When you add new tests, fix flakes, or make significant changes, run the same tests multiple times to catch flakiness early. A good starting point is 20–50 runs.
Prefer doing this locally first (faster feedback), and use the Flaky Test Runner in CI when needed. See Debug flaky tests for guidance.
- Keep one top-level suite per file (
test.describe). - Avoid nested
describeblocks. Usetest.stepfor structure inside a test. - Don’t rely on test file execution order (it’s not guaranteed).

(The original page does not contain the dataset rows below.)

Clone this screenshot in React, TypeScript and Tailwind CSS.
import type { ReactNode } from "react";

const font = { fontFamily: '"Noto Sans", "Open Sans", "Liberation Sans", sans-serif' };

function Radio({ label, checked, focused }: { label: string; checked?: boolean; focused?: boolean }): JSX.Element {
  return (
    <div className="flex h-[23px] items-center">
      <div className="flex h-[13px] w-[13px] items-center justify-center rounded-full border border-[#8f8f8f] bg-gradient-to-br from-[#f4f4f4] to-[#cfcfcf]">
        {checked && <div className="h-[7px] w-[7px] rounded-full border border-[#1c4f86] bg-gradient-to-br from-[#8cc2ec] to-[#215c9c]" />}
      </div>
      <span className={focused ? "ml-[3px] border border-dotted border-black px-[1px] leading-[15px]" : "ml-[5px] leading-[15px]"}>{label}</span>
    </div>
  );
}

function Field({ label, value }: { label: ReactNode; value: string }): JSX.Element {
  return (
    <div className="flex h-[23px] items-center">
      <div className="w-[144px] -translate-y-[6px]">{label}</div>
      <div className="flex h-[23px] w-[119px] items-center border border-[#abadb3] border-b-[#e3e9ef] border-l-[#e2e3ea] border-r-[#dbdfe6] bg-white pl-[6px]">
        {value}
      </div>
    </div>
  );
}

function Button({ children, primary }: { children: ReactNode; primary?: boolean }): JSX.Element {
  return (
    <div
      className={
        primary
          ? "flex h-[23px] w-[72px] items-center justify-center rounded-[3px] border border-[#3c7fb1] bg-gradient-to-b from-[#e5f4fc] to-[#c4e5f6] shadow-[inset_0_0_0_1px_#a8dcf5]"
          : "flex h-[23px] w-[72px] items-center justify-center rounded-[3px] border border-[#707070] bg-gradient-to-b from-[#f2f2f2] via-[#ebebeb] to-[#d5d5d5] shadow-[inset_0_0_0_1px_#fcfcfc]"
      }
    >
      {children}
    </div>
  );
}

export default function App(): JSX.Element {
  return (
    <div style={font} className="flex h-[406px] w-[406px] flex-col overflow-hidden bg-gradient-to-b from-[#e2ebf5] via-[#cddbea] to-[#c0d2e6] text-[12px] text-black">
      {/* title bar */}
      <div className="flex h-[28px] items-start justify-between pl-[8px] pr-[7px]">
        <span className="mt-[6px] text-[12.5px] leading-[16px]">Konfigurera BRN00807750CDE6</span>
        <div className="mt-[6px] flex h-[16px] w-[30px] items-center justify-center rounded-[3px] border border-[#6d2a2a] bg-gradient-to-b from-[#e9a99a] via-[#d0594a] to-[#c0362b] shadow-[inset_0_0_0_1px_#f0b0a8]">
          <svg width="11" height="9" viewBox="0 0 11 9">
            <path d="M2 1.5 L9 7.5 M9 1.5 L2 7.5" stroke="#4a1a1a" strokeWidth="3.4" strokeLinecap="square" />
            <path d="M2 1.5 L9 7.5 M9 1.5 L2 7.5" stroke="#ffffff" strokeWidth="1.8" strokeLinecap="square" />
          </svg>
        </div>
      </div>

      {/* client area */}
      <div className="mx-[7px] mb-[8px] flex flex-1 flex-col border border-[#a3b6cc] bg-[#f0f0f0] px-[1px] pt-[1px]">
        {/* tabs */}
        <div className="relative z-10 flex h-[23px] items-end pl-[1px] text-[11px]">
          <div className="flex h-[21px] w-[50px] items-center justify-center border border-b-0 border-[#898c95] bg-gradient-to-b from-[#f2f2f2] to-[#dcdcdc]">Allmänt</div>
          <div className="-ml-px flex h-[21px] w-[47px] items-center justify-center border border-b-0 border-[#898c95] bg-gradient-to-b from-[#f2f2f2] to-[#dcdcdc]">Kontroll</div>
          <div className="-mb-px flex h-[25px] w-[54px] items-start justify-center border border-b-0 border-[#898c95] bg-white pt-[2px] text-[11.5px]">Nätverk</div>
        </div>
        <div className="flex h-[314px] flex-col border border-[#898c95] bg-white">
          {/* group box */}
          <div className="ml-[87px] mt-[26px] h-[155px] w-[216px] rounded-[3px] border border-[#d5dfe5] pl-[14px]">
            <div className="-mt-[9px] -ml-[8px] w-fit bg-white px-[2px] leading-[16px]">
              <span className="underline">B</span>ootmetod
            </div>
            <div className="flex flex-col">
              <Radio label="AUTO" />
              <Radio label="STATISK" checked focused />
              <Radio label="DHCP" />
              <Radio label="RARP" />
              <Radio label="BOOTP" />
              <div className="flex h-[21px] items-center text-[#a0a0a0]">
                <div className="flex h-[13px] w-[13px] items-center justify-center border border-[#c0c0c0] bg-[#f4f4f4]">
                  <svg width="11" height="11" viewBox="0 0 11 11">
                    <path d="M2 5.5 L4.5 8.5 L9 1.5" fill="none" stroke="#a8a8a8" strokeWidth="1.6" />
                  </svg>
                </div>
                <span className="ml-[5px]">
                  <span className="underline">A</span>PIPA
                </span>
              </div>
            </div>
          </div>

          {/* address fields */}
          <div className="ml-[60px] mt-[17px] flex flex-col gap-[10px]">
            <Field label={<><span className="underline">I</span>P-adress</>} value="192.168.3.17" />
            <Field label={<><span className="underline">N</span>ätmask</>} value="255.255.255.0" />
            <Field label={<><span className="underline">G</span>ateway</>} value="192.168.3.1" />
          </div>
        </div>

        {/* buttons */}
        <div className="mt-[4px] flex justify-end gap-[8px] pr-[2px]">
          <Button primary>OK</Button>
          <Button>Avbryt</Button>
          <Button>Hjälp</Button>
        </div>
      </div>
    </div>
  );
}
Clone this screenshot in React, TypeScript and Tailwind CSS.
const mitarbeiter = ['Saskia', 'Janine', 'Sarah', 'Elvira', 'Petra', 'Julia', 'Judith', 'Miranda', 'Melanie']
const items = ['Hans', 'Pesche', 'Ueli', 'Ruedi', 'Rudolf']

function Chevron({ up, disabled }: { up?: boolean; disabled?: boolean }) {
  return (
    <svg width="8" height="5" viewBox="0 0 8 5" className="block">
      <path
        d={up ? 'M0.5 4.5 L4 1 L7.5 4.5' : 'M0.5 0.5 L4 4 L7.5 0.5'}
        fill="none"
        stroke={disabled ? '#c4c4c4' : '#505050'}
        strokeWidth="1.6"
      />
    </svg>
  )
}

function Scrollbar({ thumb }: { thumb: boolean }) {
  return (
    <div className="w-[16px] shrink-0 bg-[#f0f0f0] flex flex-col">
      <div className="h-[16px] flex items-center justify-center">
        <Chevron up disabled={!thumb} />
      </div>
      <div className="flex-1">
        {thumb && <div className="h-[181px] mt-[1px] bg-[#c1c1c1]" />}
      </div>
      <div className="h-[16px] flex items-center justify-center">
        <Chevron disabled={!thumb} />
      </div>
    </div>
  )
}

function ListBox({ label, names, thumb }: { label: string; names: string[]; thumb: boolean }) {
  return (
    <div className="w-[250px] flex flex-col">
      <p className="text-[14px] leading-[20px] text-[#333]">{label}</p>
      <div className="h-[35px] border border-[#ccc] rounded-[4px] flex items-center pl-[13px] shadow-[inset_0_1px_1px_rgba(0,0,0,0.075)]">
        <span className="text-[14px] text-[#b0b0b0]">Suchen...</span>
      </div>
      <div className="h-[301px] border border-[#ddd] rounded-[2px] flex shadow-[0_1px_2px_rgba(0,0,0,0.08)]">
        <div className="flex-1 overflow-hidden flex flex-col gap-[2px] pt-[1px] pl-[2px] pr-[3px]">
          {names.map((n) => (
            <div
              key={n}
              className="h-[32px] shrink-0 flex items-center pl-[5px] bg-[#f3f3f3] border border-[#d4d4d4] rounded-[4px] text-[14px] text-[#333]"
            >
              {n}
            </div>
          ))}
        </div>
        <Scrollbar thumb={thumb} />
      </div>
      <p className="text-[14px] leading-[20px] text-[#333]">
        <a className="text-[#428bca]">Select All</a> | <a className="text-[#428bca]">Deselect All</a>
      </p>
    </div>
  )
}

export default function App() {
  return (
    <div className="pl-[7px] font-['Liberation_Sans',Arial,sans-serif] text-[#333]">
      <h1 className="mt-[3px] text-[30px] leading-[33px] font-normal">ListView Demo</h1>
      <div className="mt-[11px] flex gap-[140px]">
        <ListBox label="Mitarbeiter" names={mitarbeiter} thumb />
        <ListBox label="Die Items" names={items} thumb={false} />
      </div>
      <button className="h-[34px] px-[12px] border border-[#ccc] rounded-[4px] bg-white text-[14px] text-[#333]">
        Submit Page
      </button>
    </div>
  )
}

Test names should read like a sentence describing expected behavior. Clear names make failures self-explanatory and test suites scannable.
Examples
❌ Don’t:
test('test 1', async ({ page }) => {
/* ... */
});
test('works correctly', async ({ page }) => {
/* ... */
});
❌ Don’t: use variables or template literals in test titles as they look opaque in stack traces and test reports:
test(`handles ${dataView.title} correctly`, async ({ page }) => {
/* ... */
});
✔️ Do:
test('viewer can see dashboard but cannot edit', async ({ page }) => {
/* ... */
});
test('returns 403 when missing read privilege', async ({ apiClient }) => {
/* ... */
});
Prefer “one role + one flow per file” and keep spec files small (roughly 4–5 short tests or 2–3 longer ones). The test runner balances work at the spec-file level, so oversized files become bottlenecks during parallel execution. Put shared login/navigation in beforeEach.
Example
// dashboard_viewer.spec.ts
test.beforeEach(async ({ browserAuth, pageObjects }) => {
await browserAuth.loginAsViewer();
await pageObjects.dashboard.goto();
});
test('can see dashboard', async ({ page }) => {
// assertions...
});
If many files share the same “one-time” work (archives, API calls, settings), move it to a global setup hook.
Example
globalSetupHook('Load shared test data (if needed)', async ({ esArchiver, log }) => {
log.debug('[setup] loading archives (only if indexes do not exist)...');
await esArchiver.loadIfNeeded(MY_ARCHIVE);
});
It’s common for test suites to load Elasticsearch or Kibana archives that are barely used (or not used at all). Unused archives slow down setup, waste resources, and make it harder to understand what a test actually depends on. Check if your tests ingest the data they actually need.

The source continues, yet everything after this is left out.